North Island slammed
Cyclone Gabrielle hit New Zealand from 12 to 16 February 2023. A national state of emergency was declared on 14 February, which has since been extended. The cyclone left a trail of destruction across the North Island with the east coast, Coromandel, and Hawke’s Bay hit particularly hard in New Zealand’s deadliest storm since 1968.
Flooding, slips and high winds have caused extensive damage. Large areas have been buried in silt. There’s severe damage to homes and infrastructure, as well as heavy losses to crops and livestock.
Leftover forestry debris, known as “slash”, has been widely reported causing havoc as it was whipped along with raging flood waters out to sea where it then leaves its evidence covering beaches all along the coast.
Some rural communities have been inordinately affected as relief efforts, already stretched thin, focus on more populated centers.
Reported lawlessness and looting
How much crime is occurring has become a source of controversy.
While police say that there has been an increase in family harm in areas hit by the cyclone, Police Commissioner Andrew Coster said crime is, otherwise, below normal. Prime Minister Hipkins said reports of gunplay, gang incidents, lawlessness and widespread looting are unsubstantiated.

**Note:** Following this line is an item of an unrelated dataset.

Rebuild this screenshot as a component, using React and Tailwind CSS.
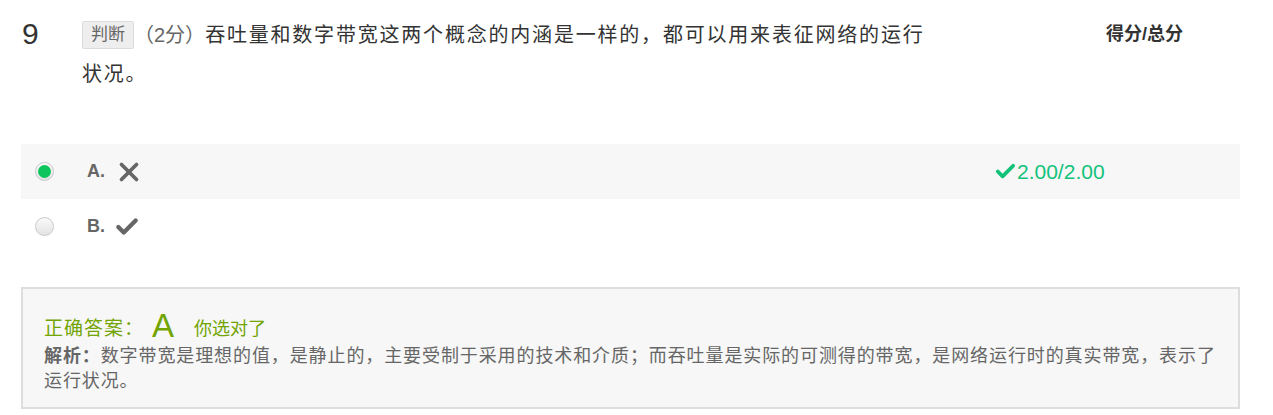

There are multiple reports of locals in affected areas constructing roadblocks using large vehicles to thwart criminals and defend vital equipment.
Dozens have been arrested for looting and dishonesty offences.
Police say they’ve brought in around 145 additional officers to assist local police along with helicopter support and Search and Rescue teams. ACT points out that police sent 600 officers to deal with anti-COVID protests in Wellington. National, ACT and NZ First urged more involvement of the military but Defense Minister Andrew Little has ruled out using them in a policing function.
Political parties debate rebuild
The National Party is against possible tax increases floated by Labour and the Green Party to pay for the rebuild. They want the Government to borrow the money to fund critical infrastructure projects.
The Government is also considering a policy of managed retreat. That means paying people to move from areas likely to be hit again during future climate events. The controversial move could affect tens of thousands of people and cost billions.
Considerable imported bitumen will be needed for road repair. NZ First has said the Government was wrong to close down Marsden Point Refinery and have started a petition to have it reopened. NZ First describes the situation for Labour as “woke meets reality”.